Sunday markets on Pershore's former airfield have been banned by the High Court. Wychavon District Council has won its fight for an injunction against the markets at Tilesford Park which the organisers, Midland Enterprises had hoped to start up at Easter.

* The Worcestershire vicar at the centre of a storm after sacking his church choir has asked to be relieved of his duties. The Vicar of Ripple near Upton-on-Severn is separating from his wife and moving to Bristol to take up community work.
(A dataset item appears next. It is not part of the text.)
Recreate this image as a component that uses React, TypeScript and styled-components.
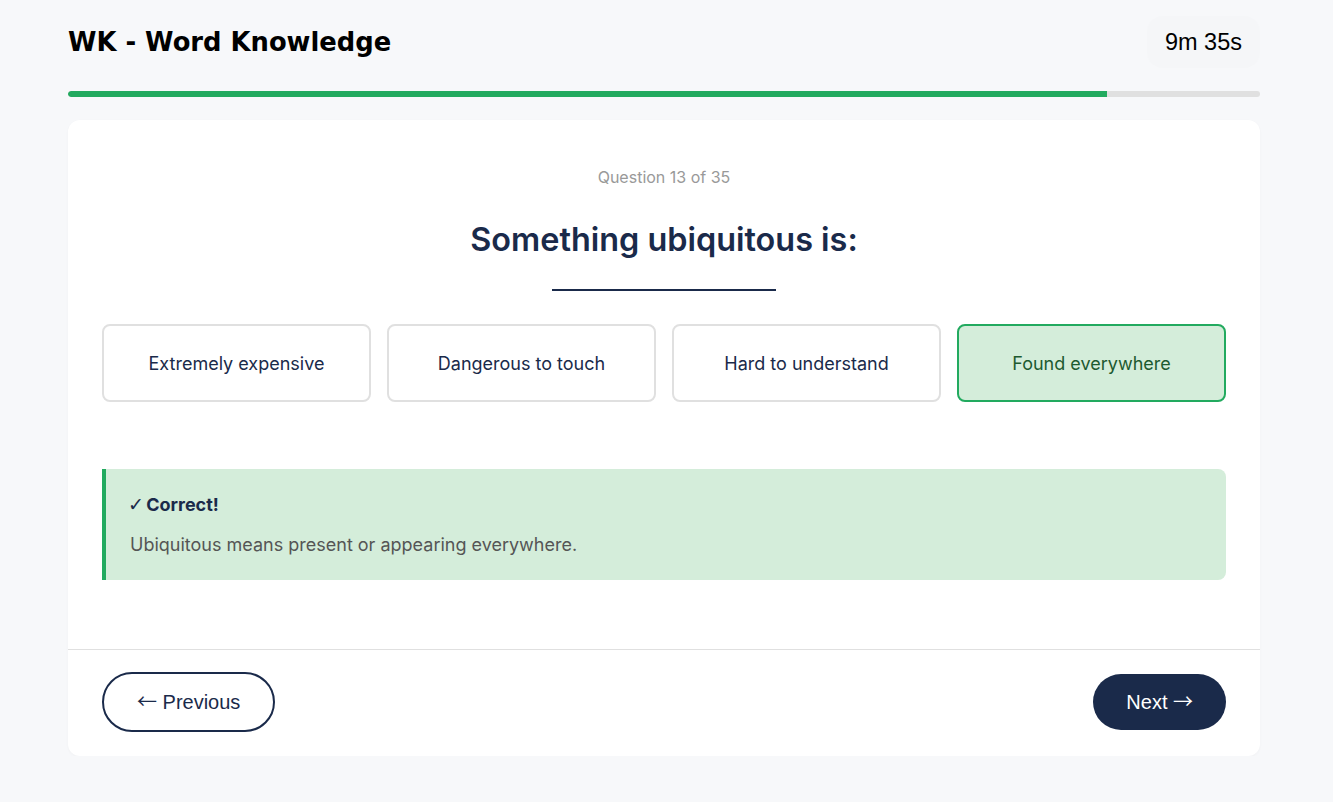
import styled, { createGlobalStyle } from "styled-components";

const GlobalStyle = createGlobalStyle`
  html, body {
    margin: 0;
    padding: 0;
    background: #f7f8fa;
  }
  * {
    box-sizing: border-box;
  }
`;

const Page = styled.div`
  width: 1192px;
  margin-left: 68px;
  padding-top: 16px;
  font-family: Inter, "Liberation Sans", sans-serif;
`;

const Header = styled.header`
  display: flex;
  align-items: center;
  justify-content: space-between;
  height: 52px;
`;

const Title = styled.h1`
  margin: 0;
  font-family: "DejaVu Sans", sans-serif;
  font-weight: 700;
  font-size: 25.8px;
  color: #000;
`;

const Timer = styled.div`
  display: flex;
  align-items: center;
  height: 52px;
  padding: 0 18px;
  border-radius: 16px;
  background: #f5f6f8;
  font-family: "Liberation Sans", Arial, sans-serif;
  font-size: 23.5px;
  color: #000;
`;

const Track = styled.div`
  margin-top: 23px;
  height: 6px;
  border-radius: 3px;
  background: #e0e0e0;
  overflow: hidden;
`;

const Fill = styled.div`
  height: 100%;
  background: #22aa5f;
  border-radius: 3px 0 0 3px;
`;

const Card = styled.main`
  margin-top: 23px;
  background: #fff;
  border-radius: 12px;
  box-shadow: 0 1px 3px rgba(0, 0, 0, 0.03);
`;

const Body = styled.section`
  padding: 48px 34px 69px;
  display: flex;
  flex-direction: column;
  align-items: center;
`;

const Counter = styled.div`
  font-size: 16px;
  color: #999;
  line-height: 18px;
`;

const Question = styled.h2`
  margin: 34px 0 0;
  font-size: 32.4px;
  font-weight: 600;
  line-height: 40px;
  color: #1a2a4a;
`;

const Blank = styled.div`
  width: 224px;
  height: 2px;
  margin-top: 29px;
  background: #1a2a4a;
`;

const Options = styled.div`
  width: 100%;
  margin-top: 33px;
  display: grid;
  grid-template-columns: repeat(4, 1fr);
  gap: 16px;
`;

const Option = styled.button<{ $selected?: boolean }>`
  height: 78px;
  border-radius: 8px;
  border: 2px solid ${(p) => (p.$selected ? "#22aa5f" : "#e0e0e0")};
  background: ${(p) => (p.$selected ? "#d4edda" : "#fff")};
  color: ${(p) => (p.$selected ? "#1d5a30" : "#1a2a4a")};
  font-family: Inter, "Liberation Sans", sans-serif;
  font-size: 18px;
  cursor: pointer;
`;

const Feedback = styled.div`
  width: 100%;
  margin-top: 67px;
  padding: 25px 24px 24px 22px;
  background: #d4edda;
  border-left: 4px solid #22aa5f;
  border-radius: 0 8px 8px 0;
`;

const FeedbackTitle = styled.div`
  height: 22px;
  font-size: 18px;
  font-weight: 700;
  color: #1a2a4a;
  line-height: 22px;
`;

const Check = styled.span`
  font-family: "DejaVu Sans", sans-serif;
  font-weight: 700;
  font-size: 19px;
  line-height: 0;
  margin-right: -2px;
`;

const FeedbackText = styled.p`
  margin: 18px 0 0 2px;
  font-size: 18px;
  color: #555;
  line-height: 22px;
`;

const Footer = styled.footer`
  border-top: 1px solid #e0e0e0;
  padding: 22px 34px 24px;
  display: flex;
  align-items: center;
  justify-content: space-between;
`;

const NavButton = styled.button<{ $primary?: boolean }>`
  height: ${(p) => (p.$primary ? "56px" : "60px")};
  padding: 0 33px;
  border-radius: 30px;
  border: ${(p) => (p.$primary ? "none" : "2px solid #1a2a4a")};
  background: ${(p) => (p.$primary ? "#1a2a4a" : "#fff")};
  color: ${(p) => (p.$primary ? "#fff" : "#1a2a4a")};
  font-family: "Liberation Sans", Arial, sans-serif;
  font-size: 20px;
  line-height: 24px;
  cursor: pointer;
`;

const Arrow = styled.span`
  font-family: "Noto Sans CJK SC", sans-serif;
  font-size: 20px;
  line-height: 0;
`;

const answers = [
  "Extremely expensive",
  "Dangerous to touch",
  "Hard to understand",
  "Found everywhere",
];

export default function App() {
  const current = 13;
  const total = 35;
  const selected = 3;
  const progress = 87.2;
  return (
    <>
      <GlobalStyle />
      <Page>
        <Header>
          <Title>WK - Word Knowledge</Title>
          <Timer>9m 35s</Timer>
        </Header>
        <Track>
          <Fill style={{ width: `${progress}%` }} />
        </Track>
        <Card>
          <Body>
            <Counter>
              Question {current} of {total}
            </Counter>
            <Question>Something ubiquitous is:</Question>
            <Blank />
            <Options>
              {answers.map((a, i) => (
                <Option key={a} $selected={i === selected}>
                  {a}
                </Option>
              ))}
            </Options>
            <Feedback>
              <FeedbackTitle>
                <Check>✓</Check> Correct!
              </FeedbackTitle>
              <FeedbackText>
                Ubiquitous means present or appearing everywhere.
              </FeedbackText>
            </Feedback>
          </Body>
          <Footer>
            <NavButton>
              <Arrow>←</Arrow> Previous
            </NavButton>
            <NavButton $primary>
              Next <Arrow>→</Arrow>
            </NavButton>
          </Footer>
        </Card>
      </Page>
    </>
  );
}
The Archdeacon of Worcester, the Venerable Frank Bentley said the vicar had been under personal stress for some months and had asked the Bishop to accept his resignation.This week in 1992:The police are warning people not to keep large amounts of cash in their homes after more than £1,000 was stolen from a house in St George's Lane South at Worcester on Tuesday. Thieves broke in through a rear window and stole £1,035 in cash and a Birmingham Midshires Building Society book. Police Sergeant Mike Niccolls (yes) of Worcester said: "We are warning people against keeping large sums of cash in their homes. There are plenty of people who will look after their money for them for free."